Bird School: A beginner in the wood by Adam Nicolson

302 0

Review by Peter Reason

‘The first time I met a bird close-up, it was dead. A raven.’

From this grab-your-attention first line and the evocative description of this encounter, I am hooked. The following chapters draw me in deeper.  Throughout, the writing is gorgeous – elegant yet unfussy, richly descriptive without over-doing it, well-grounded in observation and research. This is latest in a series of wonderful books by Adam Nicolson focussing on different aspects of the more-than-human world. Horatio Clare in The Spectator gives us a line I wish I had written:  ‘This is some of the best English prose of our time’.

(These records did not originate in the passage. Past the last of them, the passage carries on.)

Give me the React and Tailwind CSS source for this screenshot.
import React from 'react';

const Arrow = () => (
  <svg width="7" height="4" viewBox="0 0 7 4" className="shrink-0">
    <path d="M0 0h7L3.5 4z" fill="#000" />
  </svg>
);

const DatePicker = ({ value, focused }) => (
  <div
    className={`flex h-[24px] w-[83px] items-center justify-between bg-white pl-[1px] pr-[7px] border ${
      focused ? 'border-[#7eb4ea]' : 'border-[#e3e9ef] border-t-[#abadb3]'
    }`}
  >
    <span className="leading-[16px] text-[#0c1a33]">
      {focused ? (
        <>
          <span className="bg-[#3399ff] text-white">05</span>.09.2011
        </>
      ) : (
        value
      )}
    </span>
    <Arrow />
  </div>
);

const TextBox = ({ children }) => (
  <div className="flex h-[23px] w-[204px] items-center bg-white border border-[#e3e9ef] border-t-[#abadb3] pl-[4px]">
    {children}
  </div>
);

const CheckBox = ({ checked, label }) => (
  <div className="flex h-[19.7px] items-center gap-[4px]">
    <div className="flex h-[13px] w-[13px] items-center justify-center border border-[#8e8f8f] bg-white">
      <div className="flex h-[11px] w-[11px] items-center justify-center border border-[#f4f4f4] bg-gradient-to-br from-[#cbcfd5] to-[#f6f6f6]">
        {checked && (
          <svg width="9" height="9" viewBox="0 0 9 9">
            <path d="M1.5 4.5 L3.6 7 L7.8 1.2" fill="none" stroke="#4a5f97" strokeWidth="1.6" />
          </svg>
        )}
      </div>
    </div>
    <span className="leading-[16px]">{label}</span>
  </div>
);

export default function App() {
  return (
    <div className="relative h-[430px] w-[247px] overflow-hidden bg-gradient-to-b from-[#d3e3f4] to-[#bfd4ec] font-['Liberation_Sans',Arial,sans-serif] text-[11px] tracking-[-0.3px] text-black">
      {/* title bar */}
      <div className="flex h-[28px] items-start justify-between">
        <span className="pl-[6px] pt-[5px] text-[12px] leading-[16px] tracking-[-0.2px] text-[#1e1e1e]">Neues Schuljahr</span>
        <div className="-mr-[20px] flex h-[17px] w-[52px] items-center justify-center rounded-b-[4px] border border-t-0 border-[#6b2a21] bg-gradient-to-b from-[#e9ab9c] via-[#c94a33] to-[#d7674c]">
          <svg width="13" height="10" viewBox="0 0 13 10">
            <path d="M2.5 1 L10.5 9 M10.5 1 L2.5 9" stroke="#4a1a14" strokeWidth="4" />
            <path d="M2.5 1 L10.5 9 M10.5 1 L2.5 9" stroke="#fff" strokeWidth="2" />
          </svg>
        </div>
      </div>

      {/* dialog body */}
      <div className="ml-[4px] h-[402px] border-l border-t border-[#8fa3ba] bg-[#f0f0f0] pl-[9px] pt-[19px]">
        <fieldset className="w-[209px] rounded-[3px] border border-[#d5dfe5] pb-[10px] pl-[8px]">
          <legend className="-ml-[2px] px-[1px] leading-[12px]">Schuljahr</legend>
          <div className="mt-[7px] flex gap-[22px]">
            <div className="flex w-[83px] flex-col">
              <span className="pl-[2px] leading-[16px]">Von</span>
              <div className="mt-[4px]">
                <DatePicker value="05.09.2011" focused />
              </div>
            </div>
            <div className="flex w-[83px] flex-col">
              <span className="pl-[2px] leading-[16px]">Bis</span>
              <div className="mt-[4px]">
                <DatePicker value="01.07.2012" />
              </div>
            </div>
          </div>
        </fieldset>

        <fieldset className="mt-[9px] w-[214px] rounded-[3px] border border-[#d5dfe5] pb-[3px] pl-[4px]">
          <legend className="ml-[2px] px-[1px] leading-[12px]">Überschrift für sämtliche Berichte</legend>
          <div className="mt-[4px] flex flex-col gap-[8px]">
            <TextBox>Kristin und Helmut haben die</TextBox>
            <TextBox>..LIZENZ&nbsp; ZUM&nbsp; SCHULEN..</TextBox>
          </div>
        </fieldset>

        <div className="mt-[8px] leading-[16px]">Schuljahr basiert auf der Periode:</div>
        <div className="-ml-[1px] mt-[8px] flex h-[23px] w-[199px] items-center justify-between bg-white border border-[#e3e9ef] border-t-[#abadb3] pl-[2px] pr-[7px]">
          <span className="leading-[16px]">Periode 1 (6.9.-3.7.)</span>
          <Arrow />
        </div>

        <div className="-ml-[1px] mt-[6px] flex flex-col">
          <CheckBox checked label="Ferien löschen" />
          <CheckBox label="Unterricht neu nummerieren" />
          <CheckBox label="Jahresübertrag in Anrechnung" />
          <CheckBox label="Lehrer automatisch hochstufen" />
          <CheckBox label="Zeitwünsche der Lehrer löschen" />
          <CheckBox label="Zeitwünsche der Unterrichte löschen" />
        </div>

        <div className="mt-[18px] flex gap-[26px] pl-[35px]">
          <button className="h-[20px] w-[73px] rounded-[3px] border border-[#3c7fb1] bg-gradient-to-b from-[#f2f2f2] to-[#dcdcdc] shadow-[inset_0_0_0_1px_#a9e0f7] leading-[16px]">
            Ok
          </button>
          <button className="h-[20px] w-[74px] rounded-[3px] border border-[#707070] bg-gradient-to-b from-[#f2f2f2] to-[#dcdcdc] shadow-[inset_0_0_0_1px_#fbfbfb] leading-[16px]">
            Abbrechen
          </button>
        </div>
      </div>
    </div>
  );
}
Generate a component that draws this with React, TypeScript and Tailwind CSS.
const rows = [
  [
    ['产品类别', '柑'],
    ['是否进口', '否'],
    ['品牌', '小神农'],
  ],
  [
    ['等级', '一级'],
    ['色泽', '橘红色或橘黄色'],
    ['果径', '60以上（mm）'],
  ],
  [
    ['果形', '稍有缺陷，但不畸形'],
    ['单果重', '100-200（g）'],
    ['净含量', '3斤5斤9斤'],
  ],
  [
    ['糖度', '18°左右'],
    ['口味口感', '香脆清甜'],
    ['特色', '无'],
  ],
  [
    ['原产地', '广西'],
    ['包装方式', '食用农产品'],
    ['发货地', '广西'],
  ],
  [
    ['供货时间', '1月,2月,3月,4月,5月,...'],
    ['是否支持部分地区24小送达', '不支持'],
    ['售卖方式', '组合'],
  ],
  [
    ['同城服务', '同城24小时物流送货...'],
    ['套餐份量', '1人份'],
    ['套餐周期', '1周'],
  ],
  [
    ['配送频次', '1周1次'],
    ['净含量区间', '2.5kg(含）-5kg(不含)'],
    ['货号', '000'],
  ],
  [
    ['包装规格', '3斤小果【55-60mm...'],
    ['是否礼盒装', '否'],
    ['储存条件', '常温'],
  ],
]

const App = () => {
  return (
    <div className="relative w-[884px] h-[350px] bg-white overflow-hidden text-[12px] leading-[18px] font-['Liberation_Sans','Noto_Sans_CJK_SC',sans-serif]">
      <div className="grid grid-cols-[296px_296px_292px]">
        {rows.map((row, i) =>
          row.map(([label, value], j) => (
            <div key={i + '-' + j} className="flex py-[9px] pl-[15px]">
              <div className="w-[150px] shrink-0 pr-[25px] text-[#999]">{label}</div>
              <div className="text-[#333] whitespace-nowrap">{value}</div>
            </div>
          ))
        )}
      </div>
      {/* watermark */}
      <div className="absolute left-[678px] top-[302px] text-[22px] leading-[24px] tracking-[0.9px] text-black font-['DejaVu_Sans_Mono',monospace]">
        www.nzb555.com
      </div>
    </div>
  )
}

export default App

Nicolson says he knew nothing of birds. He claims he has ‘walked thousands of miles across a diminished Britain without ever truly recognising what was or wasn’t there’. He tells us how his friend, lifelong birder Tim Dee, challenged his ignorance, complaining that Nicolson sees the landscape but not the inhabitants. And he quotes Mark Cocker’s assertion in Our Place that the English have fetishized ‘a landscape beauty almost devoid of biodiversity’. Responding to these challenges, he sets out to teach himself about birds. He chooses a field on his farm that is no longer fit for agriculture and builds a shed from which he can observe the birds in the Sussex Weald. When I first read ‘shed’ I imagined something cheap and cheerful from B&Q. But Nicolson’s shed is purpose built, oak-framed, raised on stilts, with wood burner inside and nest boxes incorporated in the walls. It’s a proper job, a fitting place for Nicolson’s regular observation and disciplined research.

The fruits of his observation and research are presented in the nine chapters that form the heart of the book. Each has two headings: the class or name of bird, and a quality of birdlife. Wrens/Surviving teaches us about the ‘spectacular life-drive of the wren’. Robins/Occupying how ‘song extends the bird body… and in that sense sense song, territory and bird are one’. Owl/Hunting tells us that Tawney Owls can’t see very well and so navigate their woody territory largely by memory. Buzzards/Flying reflects on the contrast between the ‘quick’ tits, finches, thrushes and others that live around his hut and the slower soaring birds of prey above; this leads him into the natural history of flight, from dinosaurs onwards.  Blackbirds/Singing takes us from the experience of birdsong to Bach, Beethoven, Schumann, Ravel, and on to contemporary research exploring the nature of birdsong and its relation to human music.

This inspired chapter structure allows Nicolson not only to describe his encounters with the birds featured in each chapter but to research and write more generally about the quality it exemplifies. These chapters seamlessly present research far beyond the observation of the birds with direct and fascinating observation.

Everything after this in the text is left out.